The House is expected to finish work Thursday on legislation that would authorize cybersecurity research and development funding and calls for the creation of cybersecurity standards. House lawmakers began work Wednesday on the Cybersecurity Enhancement Act of 2009, adopting several amendments before putting off votes on four other amendments and on final passage until Thursday.
The bill, introduced by Rep. Dan Lipinski, D-Ill., would give greater responsibility to the National Institute of Standards and Technology to create a list of voluntary standards for best cybersecurity practices to help prevent international cybercrime. In addition, the bill aims to improve coordination of the federal government's cybersecurity R&D efforts by requiring the agencies involved to develop a strategic plan outlining short-term and long-term research objectives. It also would authorize $395 million over five years for cybersecurity R&D at the National Science Foundation.

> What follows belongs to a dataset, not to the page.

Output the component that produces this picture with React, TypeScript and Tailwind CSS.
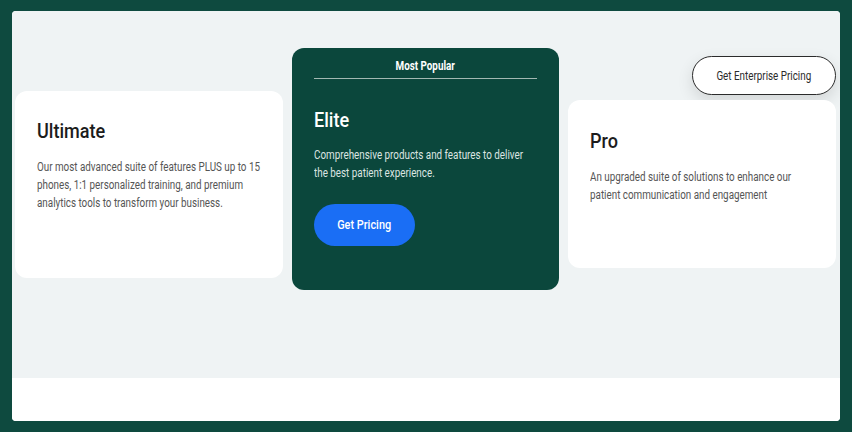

"NIST's long history of standards development makes it ideally suited to represent the U.S. Government in helping to develop the hardware and software protocols that underlie the Internet and communications systems," said Lipinski, chairman of the Science and Technology Committee's Research and Science Education Subcommittee. "Strong standards are one of the best ways to make sure that we don't have loopholes that can be exploited."
A Senate counterpart, proposed by Senate Commerce, Science and Transportation Chairman John (Jay) Rockefeller, D-W.Va., would give the government greater power to coordinate Internet security. Lipinski said he expects his bill to "complement" pieces of Rockefeller's bill and also could be combined with other bills aimed at implementing the recommendations of the Obama administration's cybersecurity review released last year.
Business Software Alliance President Robert Holleyman said the bill "recognizes that the government can contribute significantly to improved U.S. and global cyber security by supporting and influencing the development of international cyber-security standards, which underpin the global marketplace."